Среди работающих с нами колумбийцев есть жители окрестных деревень. Они наверняка и об атаках знают заранее. Не зря же кому-то с легкостью удалось средь бела дня прорезать дыру в металлической сетке ограждения (и еще вопрос, снаружи резали или изнутри, из лагеря, чтобы сбить со следа?) и подложить под два соседних офиса две чудесные, той же ночью взорвавшиеся бомбы. Многие из местных думают, что партизаны на их стороне, что атакуют лагерь для защиты их интересов от наглых и самодовольных грингос. Как же приятно местному крестьянину с тремя классами образования, у которого и так не слишком много радостей в жизни и которого на его собственной земле криками погоняет зажравшийся инженер-гринго, видеть этого последнего испуганно забившимся под стол в собственном офисе или пытающимся втиснуть пивной животик под трейлер!
Добавлю, что средств передвижения, позволяющих добраться до лагеря от ближайшего крупного города, всего два: автомобиль и вертолет. Автомобилем трясешься по опасной узкой горной дороге больше часа, а то и двух, рискуя быть остановленным и даже захваченным. А вертолет, который летает строго по расписанию, только в дневное время суток и при отсутствии дождя, могут в любой момент, особенно при посадке или взлете, обстрелять с земли. Отменный, надо сказать, выбор. Когда кто-то из наших полицейских или солдат уходит в увольнение, их всегда, переодев предварительно в штатское, переправляют на вертолете, что считается все же менее опасным. Переодевают, чтобы, добравшись из лагеря до местного аэропорта, они в ожидании своего рейса не были узнаны и не подверглись нападению. Если солдат неожиданно серьезно заболел и нуждается в срочной эвакуации в местную больницу, например, ночью, когда нет вертолетов, на него надевают комбинезон со знаком какой-либо из работающих на вышке компаний. Если ему не повезет и на дороге его остановят, то, приняв за простого рабочего, за которого не ожидается большой выкуп, его скорее всего отпустят. Если же партизаны узнают, кто он в действительности, ему грозит смерть.
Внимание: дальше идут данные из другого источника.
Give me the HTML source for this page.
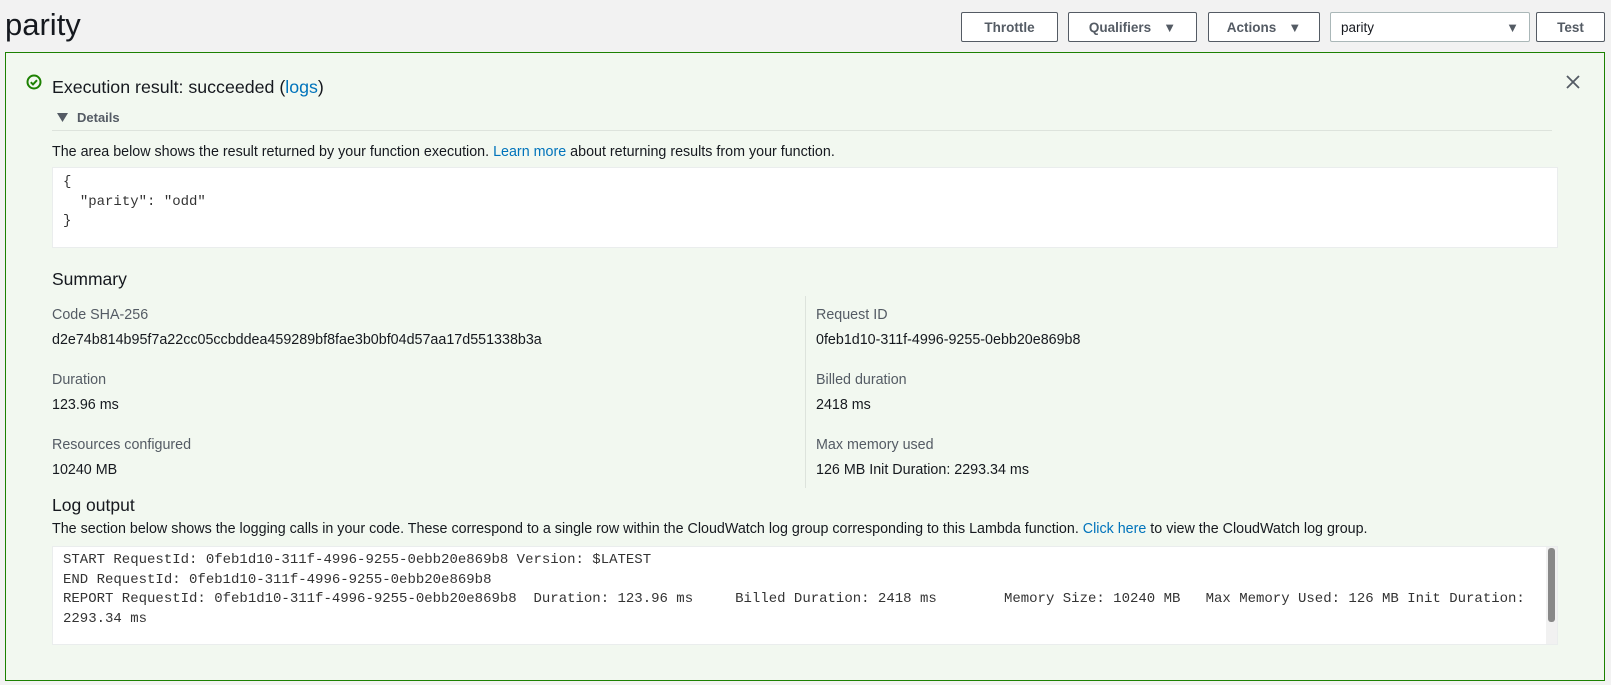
<!DOCTYPE html>
<html><head><meta charset="utf-8"><style>
*{margin:0;padding:0;box-sizing:border-box}
body{width:1611px;height:685px;background:#f2f2f2;font-family:"Liberation Sans",sans-serif;color:#16191f;position:relative;overflow:hidden;font-size:14.3px}
.a{position:absolute;white-space:nowrap}
.btn{position:absolute;top:12px;height:30px;border:1px solid #545b64;background:#fff;border-radius:2px;font-weight:bold;color:#545b64;font-size:13.5px;display:flex;align-items:center;justify-content:center;gap:12px}
.tri{font-size:13px}
#panel{position:absolute;left:5px;top:52px;width:1600px;height:629px;border:1px solid #1d8102;background:#f2f8f0}
a{color:#0073bb;text-decoration:none}
.lbl{color:#545b64}
.box{position:absolute;left:52px;width:1506px;background:#fff;border:1px solid #eaeded;font-family:"Liberation Mono",monospace;font-size:14px;color:#333}
pre{font-family:"Liberation Mono",monospace;font-size:14px;white-space:pre-wrap;tab-size:8;line-height:19.5px;color:#333}
</style></head><body>
<div class="a" style="left:5px;top:7px;font-size:31px">parity</div>
<div class="btn" style="left:961px;width:97px">Throttle</div>
<div class="btn" style="left:1068px;width:129px">Qualifiers <span class="tri">▼</span></div>
<div class="btn" style="left:1208px;width:112px">Actions <span class="tri">▼</span></div>
<div class="btn" style="left:1330px;width:200px;border-color:#aab7b8;justify-content:space-between;padding:0 10px;font-weight:normal;color:#16191f">parity <span class="tri" style="color:#545b64">▼</span></div>
<div class="btn" style="left:1536px;width:69px">Test</div>
<div id="panel"></div>
<svg class="a" style="left:26px;top:74px" width="16" height="16" viewBox="0 0 16 16"><circle cx="8" cy="8" r="6.5" fill="none" stroke="#1d8102" stroke-width="2"/><path d="M4.8 8.2l2.2 2.2 4-4.2" fill="none" stroke="#1d8102" stroke-width="2"/></svg>
<div class="a" style="left:52px;top:77px;font-size:17.8px">Execution result: succeeded (<a>logs</a>)</div>
<svg class="a" style="left:1566px;top:75px" width="14" height="14" viewBox="0 0 14 14"><path d="M1 1L13 13M13 1L1 13" stroke="#545b64" stroke-width="1.8"/></svg>
<svg class="a" style="left:57px;top:113px" width="11" height="9" viewBox="0 0 11 9"><path d="M0 0H11L5.5 9Z" fill="#545b64"/></svg>
<div class="a" style="left:77px;top:110px;font-weight:bold;color:#545b64;font-size:13px">Details</div>
<div class="a" style="left:52px;top:130px;width:1500px;height:1px;background:#dde3dc"></div>
<div class="a" style="left:52px;top:144px">The area below shows the result returned by your function execution. <a>Learn more</a> about returning results from your function.</div>
<div class="box" style="top:167px;height:81px;padding:5px 10px"><pre>{
  "parity": "odd"
}</pre></div>
<div class="a" style="left:52px;top:269px;font-size:17.5px">Summary</div>
<div class="a" style="left:805px;top:296px;width:1px;height:192px;background:#dde3dc"></div>
<div class="a lbl" style="left:52px;top:307px">Code SHA-256</div>
<div class="a" style="left:52px;top:332px">d2e74b814b95f7a22cc05ccbddea459289bf8fae3b0bf04d57aa17d551338b3a</div>
<div class="a lbl" style="left:52px;top:372px">Duration</div>
<div class="a" style="left:52px;top:397px">123.96 ms</div>
<div class="a lbl" style="left:52px;top:437px">Resources configured</div>
<div class="a" style="left:52px;top:462px">10240 MB</div>
<div class="a lbl" style="left:816px;top:307px">Request ID</div>
<div class="a" style="left:816px;top:332px">0feb1d10-311f-4996-9255-0ebb20e869b8</div>
<div class="a lbl" style="left:816px;top:372px">Billed duration</div>
<div class="a" style="left:816px;top:397px">2418 ms</div>
<div class="a lbl" style="left:816px;top:437px">Max memory used</div>
<div class="a" style="left:816px;top:462px">126 MB Init Duration: 2293.34 ms</div>
<div class="a" style="left:52px;top:495px;font-size:17.5px">Log output</div>
<div class="a" style="left:52px;top:521px">The section below shows the logging calls in your code. These correspond to a single row within the CloudWatch log group corresponding to this Lambda function. <a>Click here</a> to view the CloudWatch log group.</div>
<div class="box" style="top:546px;height:99px;padding:4px 20px 0 10px"><pre>START RequestId: 0feb1d10-311f-4996-9255-0ebb20e869b8 Version: $LATEST
END RequestId: 0feb1d10-311f-4996-9255-0ebb20e869b8
REPORT RequestId: 0feb1d10-311f-4996-9255-0ebb20e869b8	Duration: 123.96 ms	Billed Duration: 2418 ms	Memory Size: 10240 MB	Max Memory Used: 126 MB	Init Duration: 2293.34 ms</pre></div>
<div class="a" style="left:1546px;top:547px;width:11px;height:97px;background:#f1f1f1"></div>
<div class="a" style="left:1548px;top:548px;width:7px;height:74px;background:#888;border-radius:3px"></div>
</body></html>
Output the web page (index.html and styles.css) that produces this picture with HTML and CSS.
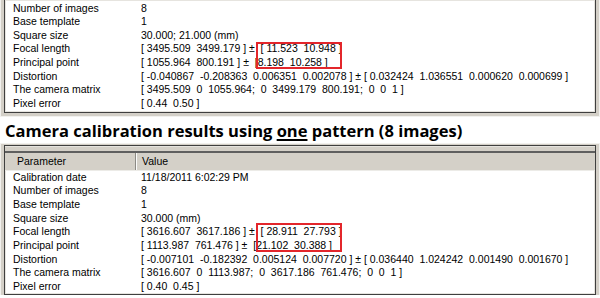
FILE: index.html
```html
<!DOCTYPE html>
<html lang="en">
<head>
    <meta charset="UTF-8">
    <title>Camera calibration results</title>
    <link rel="stylesheet" href="styles.css">
</head>
<body>
    <!-- Results list, scrolled so the first rows are hidden -->
    <div class="frame frame-top">
        <div class="list">
            <div class="row"><span class="key">Number of images</span><span class="val">8</span></div>
            <div class="row"><span class="key">Base template</span><span class="val">1</span></div>
            <div class="row"><span class="key">Square size</span><span class="val">30.000; 21.000 (mm)</span></div>
            <div class="row"><span class="key">Focal length</span><span class="val">[ 3495.509  3499.179 ] ±  [ 11.523  10.948 ]</span></div>
            <div class="row"><span class="key">Principal point</span><span class="val">[ 1055.964  800.191 ] ±  [8.198  10.258 ]</span></div>
            <div class="row"><span class="key">Distortion</span><span class="val">[ -0.040867  -0.208363  0.006351  0.002078 ] ± [ 0.032424  1.036551  0.000620  0.000699 ]</span></div>
            <div class="row"><span class="key">The camera matrix</span><span class="val">[ 3495.509  0  1055.964;  0  3499.179  800.191;  0  0  1 ]</span></div>
            <div class="row"><span class="key">Pixel error</span><span class="val">[ 0.44  0.50 ]</span></div>
            <div class="mark mark-top"></div>
        </div>
    </div>

    <h2 class="caption">Camera calibration results using <u>one</u> pattern (8 images)</h2>

    <div class="frame frame-bottom">
        <div class="list">
            <div class="head">
                <div class="head-row">
                    <span class="hcell hkey">Parameter</span>
                    <span class="hcell hval">Value</span>
                </div>
            </div>
            <div class="row"><span class="key">Calibration date</span><span class="val">11/18/2011 6:02:29 PM</span></div>
            <div class="row"><span class="key">Number of images</span><span class="val">8</span></div>
            <div class="row"><span class="key">Base template</span><span class="val">1</span></div>
            <div class="row"><span class="key">Square size</span><span class="val">30.000 (mm)</span></div>
            <div class="row"><span class="key">Focal length</span><span class="val">[ 3616.607  3617.186 ] ±  [ 28.911  27.793 ]</span></div>
            <div class="row"><span class="key">Principal point</span><span class="val">[ 1113.987  761.476 ] ±  [21.102  30.388 ]</span></div>
            <div class="row"><span class="key">Distortion</span><span class="val">[ -0.007101  -0.182392  0.005124  0.007720 ] ± [ 0.036440  1.024242  0.001490  0.001670 ]</span></div>
            <div class="row"><span class="key">The camera matrix</span><span class="val">[ 3616.607  0  1113.987;  0  3617.186  761.476;  0  0  1 ]</span></div>
            <div class="row"><span class="key">Pixel error</span><span class="val">[ 0.40  0.45 ]</span></div>
            <div class="mark mark-bottom"></div>
        </div>
    </div>
</body>
</html>
```

FILE: styles.css
```css
body {
    margin: 0;
    background: #fff;
    color: #000;
    font-family: 'Liberation Sans', Arial, sans-serif;
    font-size: 10.5px;
    overflow: hidden;
    height: 298px;
}

/* Grey window frame around each list */
.frame {
    background-color: #d4d0c8;
    border-left: 1px solid #f2f1ee;
    border-right: 1px solid #f2f1ee;
    padding: 0 3px;
}

.frame-top {
    padding-bottom: 3px;
    border-bottom: 1px solid #f2f1ee;
}

.frame-bottom {
    padding-top: 1px;
    border-top: 1px solid #f2f1ee;
}

.list {
    position: relative;
    background-color: #fff;
    border: 1px solid #3f3f3f;
    box-shadow: inset 1px 1px 0 #e6e4df, inset -1px -1px 0 #e6e4df;
}

.frame-top .list {
    border-top: none;
    padding: 1.5px 0 1px;
}

/* Rows */
.row {
    display: grid;
    grid-template-columns: 128px 1fr;
    padding-left: 8px;
    height: 13.67px;
    line-height: 13.67px;
    white-space: pre;
}

.val {
    overflow: hidden;
}

/* Column header */
.head {
    background-color: #d4d0c8;
    padding-top: 4px;
    border-top: 1px solid #e6e4df;
}

.head-row {
    display: grid;
    grid-template-columns: 131px 1fr;
    height: 17px;
    line-height: 17px;
    border-top: 2px solid #5f5f5f;
    border-bottom: 1px solid #ecebe7;
}

.hcell {
    padding-left: 12px;
}

.hkey {
    border-right: 1px solid #8c8a85;
}

.hval {
    border-left: 1px solid #fbfbfa;
    padding-left: 5px;
}

/* Red highlight boxes */
.mark {
    position: absolute;
    left: 251px;
    width: 86px;
    border: 2px solid #e3262b;
    box-sizing: border-box;
}

.mark-top {
    top: 41.5px;
    height: 27px;
}

.mark-bottom {
    top: 77.5px;
    height: 28.5px;
}

/* Caption between the two lists */
.caption {
    margin: 0;
    height: 26px;
    padding: 3px 0 0 5px;
    box-sizing: border-box;
    font-family: 'Open Sans', sans-serif;
    font-weight: 700;
    font-size: 16.5px;
    line-height: 22px;
    color: #000;
    white-space: nowrap;
}

.caption u {
    text-decoration-thickness: 2px;
    text-underline-offset: 2px;
}
```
Что чувствуешь, когда тебя обстреливают с земли, а ты в вертолете, я даже не хочу описывать. Полное бессилие и ярость. Или когда видишь фотографию человека, которого лично знал, дружил и шутил с ним совсем недавно, под некрологом в газете. Или когда выходишь из лагеря, чтобы побегать вокруг него, спортом, так сказать, позаниматься, причем везде дежурят вооруженные полицейские и считается, что это относительно безопасно, а партизаны тебя похищают прямо в майке и шортах. Говорят, правда, в тот раз бегун слишком отдалился от лагеря, нарушив инструкцию. А потом, после нескольких месяцев переговоров о выкупе, выбрасывают труп перед входом в лагерь.
Когда у тебя за спиной взлетают в воздух два трейлера с офисами компании, откуда ты только что вышел, это тоже невесело. Но колумбийцы только улыбаются, мы, мол, привыкшие. Ничего с тобой не случится, если не начнешь паниковать и сам лезть под пулю. В общем, они правы: за пять лет ничего со мной не случилось.
Бывали у нас и юмористические эпизоды, связанные с атаками. Вышку обслуживает много народа. Кроме колумбийцев есть англичане, американцы, французы, канадцы и прочие. Они обычно атаки переносят плохо, как нечто невероятное, кроме, конечно, тех американцев, что воевали во Вьетнаме. Так вот, был у нас один такой весьма упитанный инженер, не помню, из какой страны, но не из Колумбии, это факт. Как-то раз после атаки его недосчитались, личная карточка осталась не перевернутой. Все перепугались страшно, пошли искать. А оказалось, он во время атаки точно по инструкции укрылся под своим трейлером, не знаю уж как, и втиснулся в слишком узкую для него щель. А вылезти не смог. Застрял, бедняга. Долго вытаскивали его консервативными способами. Потом сдались, приподняли трейлер котлом экскаватора.
Мы всегда работали на месторождении вахтовым методом: две недели на буровой в Касанаре — так местность называется, а две следующие отдыхали в Боготе. Однажды возвращаюсь, как раз декабрь был, перед Рождеством. У всех отпуска, в школах каникулы. Люди гуляют по улицам, покупают подарки. Зажигают бенгальские огни, взрывают петарды и прочие хлопушки. Слышу знакомый звук, автоматически бросаюсь на землю. Забежавшие в гости друзья смотрят с удивлением. Стыдливо поднимаюсь, соображая, что и упала не на землю, а на ковер, и нахожусь не в лагере, а в собственной квартире. Просто на улице кто-то отмечает Рождество, через открытое окно слышно. Условный рефлекс, как у собаки Павлова.